The word “refugee,” Johnson notes, was actually coined in reference to the French Huguenots. Merriam-Webster confirms this, stating in their online etymological guide that the word came from the French word, ‘réfugié’ with a very specific meaning, referring to the Protestant Huguenots who fled France following the revocation of the Edict of Nantes in 1685, a document that for nearly a century had granted them religious liberty and civil rights. Over time, the word refugee in English began to be applied to anyone forced to flee to a place of safety, usually for reasons of political or religious freedom, and that place of safety was called a refuge.
The refuge for the Huguenots that became the New Paltz we know today will be the subject of an eight-week PowerPoint presentation and lecture series about the history of New Paltz to be conducted by Carol Johnson with technical help from Margaret Stanne, her assistant in managing the historical collections at Elting Library. “The series will show who the Huguenots were and how much they still figure prominently in the lives of the people who live in New Paltz today, and how things from back then tied in to the future,” says Johnson.

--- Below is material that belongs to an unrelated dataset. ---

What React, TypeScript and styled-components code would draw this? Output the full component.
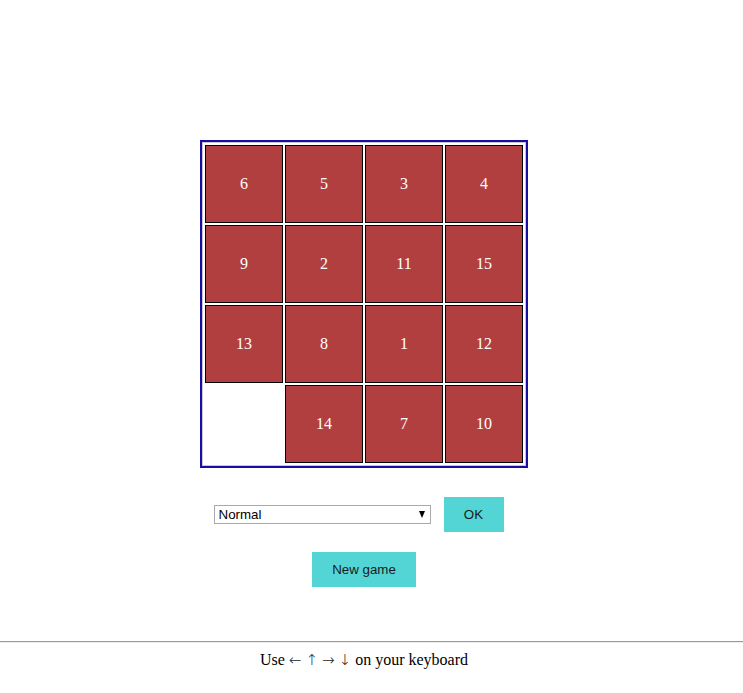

The series will be held in the Steinberg Reading Room of the library from 3-4:30 p.m. on consecutive Sundays beginning March 19. (The series will take a break for Easter Sunday on April 16, resuming the following week.) The cost is $50 per person, with all proceeds benefitting the Haviland-Heidgerd Historical Collection. Pre-registration is a must, as the series is limited to 50 people.

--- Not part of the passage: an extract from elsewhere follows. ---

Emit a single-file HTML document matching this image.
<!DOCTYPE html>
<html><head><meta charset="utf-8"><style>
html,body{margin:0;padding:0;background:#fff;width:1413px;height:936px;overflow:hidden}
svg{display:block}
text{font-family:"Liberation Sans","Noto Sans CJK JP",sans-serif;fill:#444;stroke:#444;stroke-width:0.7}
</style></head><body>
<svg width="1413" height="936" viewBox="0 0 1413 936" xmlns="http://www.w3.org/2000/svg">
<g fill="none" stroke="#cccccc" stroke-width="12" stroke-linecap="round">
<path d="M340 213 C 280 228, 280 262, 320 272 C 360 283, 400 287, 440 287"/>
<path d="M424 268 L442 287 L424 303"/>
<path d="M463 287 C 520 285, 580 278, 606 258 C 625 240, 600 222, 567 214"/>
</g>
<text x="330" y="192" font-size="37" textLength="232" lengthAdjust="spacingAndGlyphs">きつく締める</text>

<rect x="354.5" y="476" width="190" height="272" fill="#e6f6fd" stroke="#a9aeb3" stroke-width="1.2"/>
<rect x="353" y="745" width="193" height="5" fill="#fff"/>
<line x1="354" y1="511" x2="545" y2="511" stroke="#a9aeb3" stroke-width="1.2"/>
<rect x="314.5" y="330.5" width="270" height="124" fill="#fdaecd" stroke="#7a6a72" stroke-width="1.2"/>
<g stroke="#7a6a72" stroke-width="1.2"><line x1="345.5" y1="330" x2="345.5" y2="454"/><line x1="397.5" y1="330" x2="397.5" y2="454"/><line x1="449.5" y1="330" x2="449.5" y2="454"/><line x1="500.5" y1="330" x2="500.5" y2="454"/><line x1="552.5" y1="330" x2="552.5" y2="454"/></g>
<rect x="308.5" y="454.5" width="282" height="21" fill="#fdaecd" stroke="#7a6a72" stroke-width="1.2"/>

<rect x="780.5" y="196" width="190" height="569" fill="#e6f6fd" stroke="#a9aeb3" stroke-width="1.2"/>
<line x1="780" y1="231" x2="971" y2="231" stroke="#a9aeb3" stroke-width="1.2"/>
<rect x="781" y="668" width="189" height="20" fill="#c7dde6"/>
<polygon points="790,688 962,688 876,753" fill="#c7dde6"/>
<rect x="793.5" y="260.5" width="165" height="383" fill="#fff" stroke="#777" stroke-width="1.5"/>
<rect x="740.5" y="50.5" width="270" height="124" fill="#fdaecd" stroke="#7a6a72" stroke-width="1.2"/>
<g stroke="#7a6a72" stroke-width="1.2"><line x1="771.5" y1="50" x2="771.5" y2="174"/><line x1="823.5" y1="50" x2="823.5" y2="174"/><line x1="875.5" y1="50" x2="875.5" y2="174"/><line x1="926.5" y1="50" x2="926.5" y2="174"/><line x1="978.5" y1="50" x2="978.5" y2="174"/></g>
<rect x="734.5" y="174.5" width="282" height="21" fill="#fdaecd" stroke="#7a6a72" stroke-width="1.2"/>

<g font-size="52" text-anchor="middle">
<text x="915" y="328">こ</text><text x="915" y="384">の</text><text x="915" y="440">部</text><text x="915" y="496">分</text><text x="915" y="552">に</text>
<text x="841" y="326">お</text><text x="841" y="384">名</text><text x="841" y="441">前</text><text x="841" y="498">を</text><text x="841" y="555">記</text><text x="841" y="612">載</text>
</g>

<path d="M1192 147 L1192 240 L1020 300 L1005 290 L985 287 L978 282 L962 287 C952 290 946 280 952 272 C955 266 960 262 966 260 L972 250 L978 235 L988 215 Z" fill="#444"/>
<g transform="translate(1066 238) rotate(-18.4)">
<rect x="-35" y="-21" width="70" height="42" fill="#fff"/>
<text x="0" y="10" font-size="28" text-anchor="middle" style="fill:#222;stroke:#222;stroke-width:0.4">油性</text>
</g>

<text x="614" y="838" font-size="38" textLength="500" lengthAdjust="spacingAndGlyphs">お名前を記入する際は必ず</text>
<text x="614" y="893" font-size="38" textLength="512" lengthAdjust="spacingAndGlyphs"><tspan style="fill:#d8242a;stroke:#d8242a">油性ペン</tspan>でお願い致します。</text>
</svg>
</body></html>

The lecture series will be similar to a course Johnson gave last fall as a Lifetime Learning Institute class, but she says she’s added material relating to things that people taking the first course were particularly interested in. One little-known aspect of New Paltz history that Johnson herself only recently discovered is the location of the stone wall that marks the southern edge of the New Paltz Patent, running right through the college campus. Unmarked, parts of it still remain today, she says, built partially with slave labor.
Johnson has worked at the Elting Library for more than 30 years, becoming coordinator of the historical collections around 1999. She has written two books about New Paltz history for Arcadia Publishing’s “Images of America” series and she contributes a monthly column to this newspaper detailing daily life in New Paltz a century ago.
Much of what is taught in New Paltz schools today about local history was not studied when Johnson was growing up here. “I didn’t know the word ‘Lenape’ until I came back from college,” she says. “We heard about the Algonquin and the Esopus, who signed the Indian Deed, but anyone who studied New York State history in the seventh grade back then studied the Iroquois. And we never knew about slavery in the north; we thought of that as being only in the south.”
A lifelong resident here, Johnson says she finds New Paltz history so intriguing because it’s unique to other towns in Ulster County. She cites the way in which the Huguenots owned the land in common at first — which amounted to 39,683 acres — only dividing it up into 12 equal parcels (for the 12 original New Paltz patentees) as need be. “Then the original patentees, in some cases, got other patents — the Louis DuBois Patent, the Hugo Freer Patent — that extended the area of New Paltz until it was much bigger.”
Eventually Gardiner, the Town of Lloyd, parts of Esopus and Rosendale were broken off from this extended territory to make the Town of New Paltz what it is today, Johnson says, just under 22,000 acres.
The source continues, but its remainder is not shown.